Exercise prompt -> Your task is to copy every line of the entries that contains "screenshot".

Web page code records ->

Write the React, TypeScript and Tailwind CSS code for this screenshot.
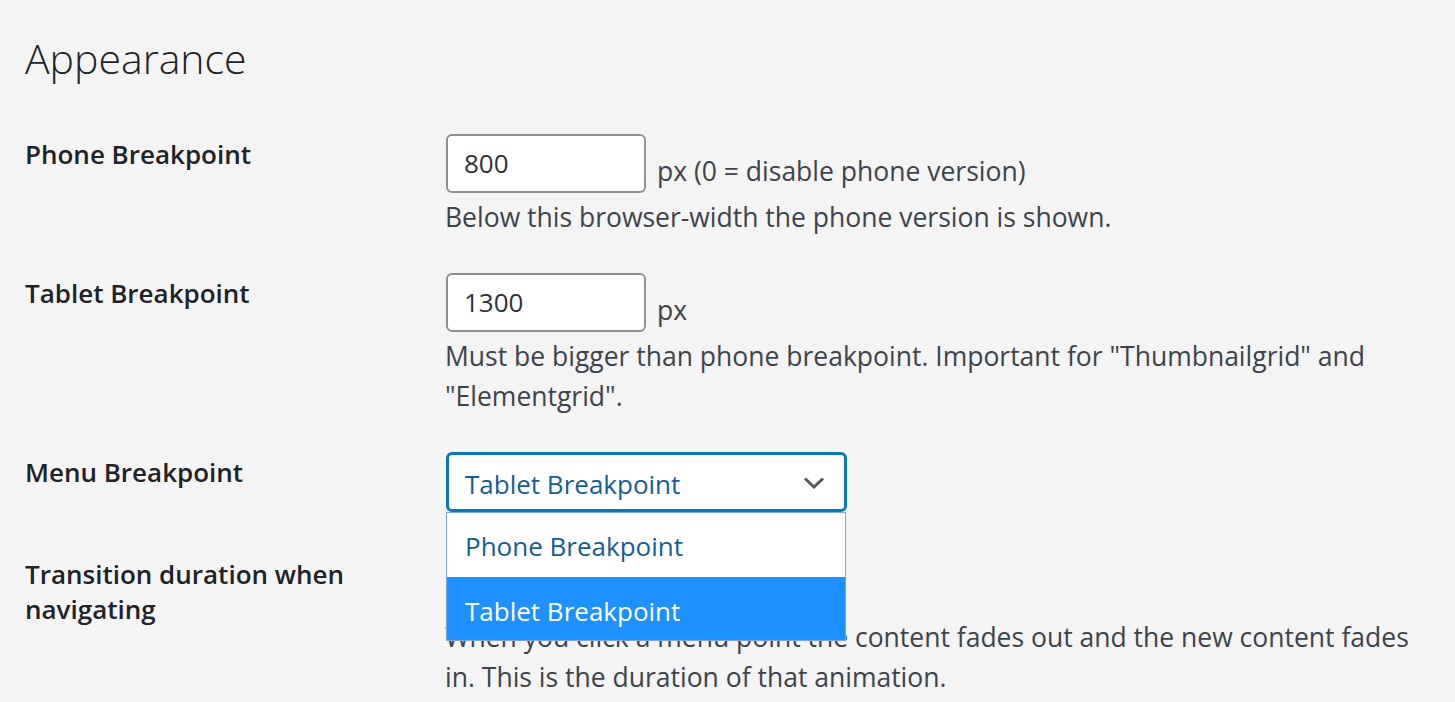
import React from "react"

const font = { fontFamily: '"Open Sans", "Noto Sans", sans-serif' }

function Row({ label, children }: { label: React.ReactNode; children: React.ReactNode }) {
    return (
        <div className="flex py-[18px]">
            <div className="w-[421px] shrink-0 pr-[60px] pt-[3px] text-[26px] leading-[35px] font-semibold text-[#1d2327]">
                {label}
            </div>
            <div className="flex-1 min-w-0">{children}</div>
        </div>
    )
}

function TextInput({ value }: { value: string }) {
    return (
        <div className="w-[200px] h-[59px] rounded-[6px] border-[2px] border-[#8c8f94] bg-white px-[16px] flex items-center text-[26px] text-[#2c3338]">
            {value}
        </div>
    )
}

function Description({ children }: { children: React.ReactNode }) {
    return <p className="-ml-[1px] mt-[4px] text-[26.5px] leading-[40px] text-[#3c434a]">{children}</p>
}

export default function App() {
    return (
        <div className="min-h-[702px] bg-[#f4f4f4] pl-[25px] pr-[38px] pt-[28px] overflow-hidden" style={font}>
            <h1 className="text-[41px] leading-[60px] font-light text-[#1d2327]">Appearance</h1>

            <div className="mt-[28px]">
                <Row label="Phone Breakpoint">
                    <div className="flex items-end gap-[11px]">
                        <TextInput value="800" />
                        <span className="mb-[2px] text-[26.5px] leading-[40px] text-[#3c434a]">px (0 = disable phone version)</span>
                    </div>
                    <Description>Below this browser-width the phone version is shown.</Description>
                </Row>

                <Row label="Tablet Breakpoint">
                    <div className="flex items-end gap-[11px]">
                        <TextInput value="1300" />
                        <span className="mb-[2px] text-[26.5px] leading-[40px] text-[#3c434a]">px</span>
                    </div>
                    <Description>
                        Must be bigger than phone breakpoint. Important for "Thumbnailgrid" and "Elementgrid".
                    </Description>
                </Row>

                <Row label="Menu Breakpoint">
                    <div className="relative w-[401px] mb-[6px]">
                        <div className="h-[60px] rounded-[6px] border-[3px] border-[#0a78b4] bg-white pl-[16px] pr-[18px] pt-[5px] flex items-center justify-between text-[26px] text-[#135e96]">
                            <span>Tablet Breakpoint</span>
                            <svg className="-mt-[4px]" width="24" height="24" viewBox="0 0 24 24" fill="none" stroke="#50575e" strokeWidth="3">
                                <path d="M3 7.5 L12 16 L21 7.5" />
                            </svg>
                        </div>
                        <ul className="absolute left-0 top-[60px] z-10 w-[400px] border border-[#7fa3db] bg-white text-[26px]">
                            <li className="h-[64px] pl-[18px] pt-[3px] flex items-center text-[#135e96]">Phone Breakpoint</li>
                            <li className="h-[63px] pl-[18px] pt-[5px] flex items-center bg-[#1e90ff] text-white">Tablet Breakpoint</li>
                        </ul>
                    </div>
                </Row>

                <Row label="Transition duration when navigating">
                    <div className="flex items-end gap-[11px]">
                        <TextInput value="300" />
                        <span className="mb-[2px] text-[26.5px] leading-[40px] text-[#3c434a]">ms</span>
                    </div>
                    <Description>
                        When you click a menu point the content fades out and the new content fades in. This is the duration of that animation.
                    </Description>
                </Row>
            </div>
        </div>
    )
}
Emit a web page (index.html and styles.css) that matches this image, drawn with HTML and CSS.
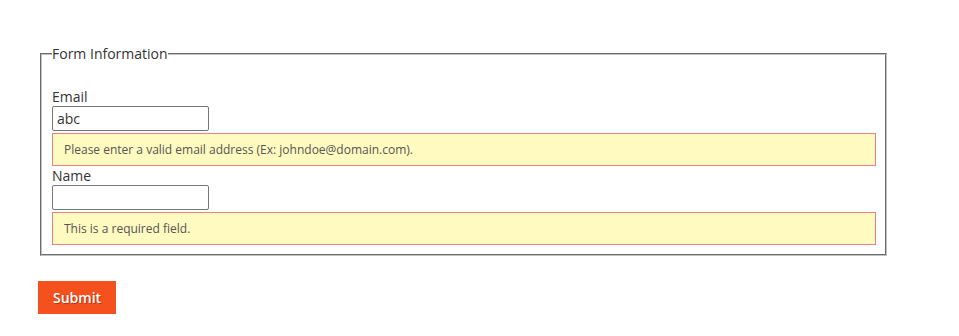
FILE: index.html
```html
<!DOCTYPE html>
<html lang="en">
<head>
    <meta charset="UTF-8">
    <meta name="viewport" content="width=device-width, initial-scale=1.0">
    <title>Form Information</title>
    <link rel="stylesheet" href="styles.css">
</head>
<body>

    <form class="page-form" novalidate>
        <!-- Fields -->
        <fieldset class="fieldset">
            <legend>Form Information</legend>

            <div class="field">
                <label for="email">Email</label>
                <input type="email" id="email" value="abc">
                <div class="field-error">Please enter a valid email address (Ex: johndoe@domain.com).</div>
            </div>

            <div class="field">
                <label for="name">Name</label>
                <input type="text" id="name">
                <div class="field-error">This is a required field.</div>
            </div>
        </fieldset>

        <!-- Actions -->
        <div class="actions">
            <button type="button" class="btn-submit">Submit</button>
        </div>
    </form>

</body>
</html>
```
FILE: styles.css
```css
/* General Styles */
body { font-family: "Open Sans", Arial, sans-serif; color: #333; background-color: #fff; margin: 0; padding: 45px 0 0 38px; }
.page-form { width: 851px; }

/* Fieldset */
.fieldset { margin: 0 2px; padding: 25px 9px 9px 10px; border: 2px groove #c0c0c0; }
.fieldset legend { padding: 0; font-size: 14px; line-height: 17px; color: #333; }

/* Fields */
.field label { display: block; font-size: 14px; line-height: 18px; color: #333; margin-top: 1px; }
.field input { display: block; box-sizing: border-box; width: 157px; height: 25px; margin: 0; padding: 0 4px; border: 1px solid #767676; border-radius: 2px; font-family: "Open Sans", Arial, sans-serif; font-size: 14px; color: #333; }
.field-error { margin-top: 2px; padding: 7px 11px; background-color: #fffabf; border: 1px solid #f08080; font-size: 12px; line-height: 17px; color: #555; }

/* Buttons */
.actions { margin-top: 25px; }
.btn-submit { padding: 0 15px; height: 33px; background-color: #f4511e; color: #fff; border: none; font-family: "Open Sans", Arial, sans-serif; font-size: 14px; font-weight: 600; text-shadow: 1px 1px 1px rgba(0, 0, 0, 0.3); cursor: pointer; }
```
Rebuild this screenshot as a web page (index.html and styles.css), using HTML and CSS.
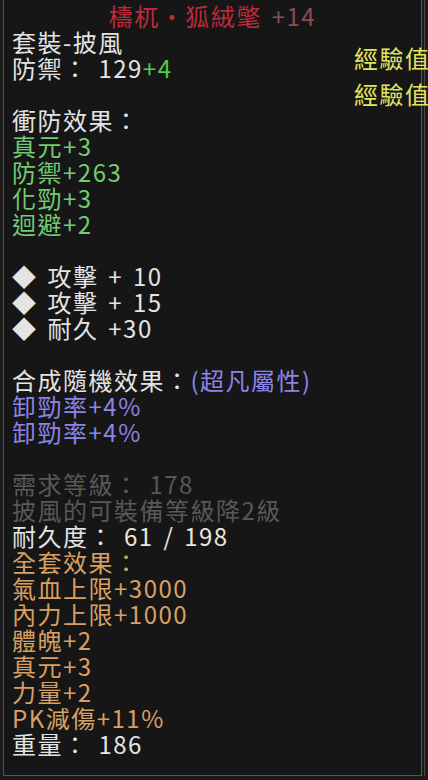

Expected output ->
Write the React, TypeScript and Tailwind CSS code for this screenshot.
Rebuild this screenshot as a web page (index.html and styles.css), using HTML and CSS.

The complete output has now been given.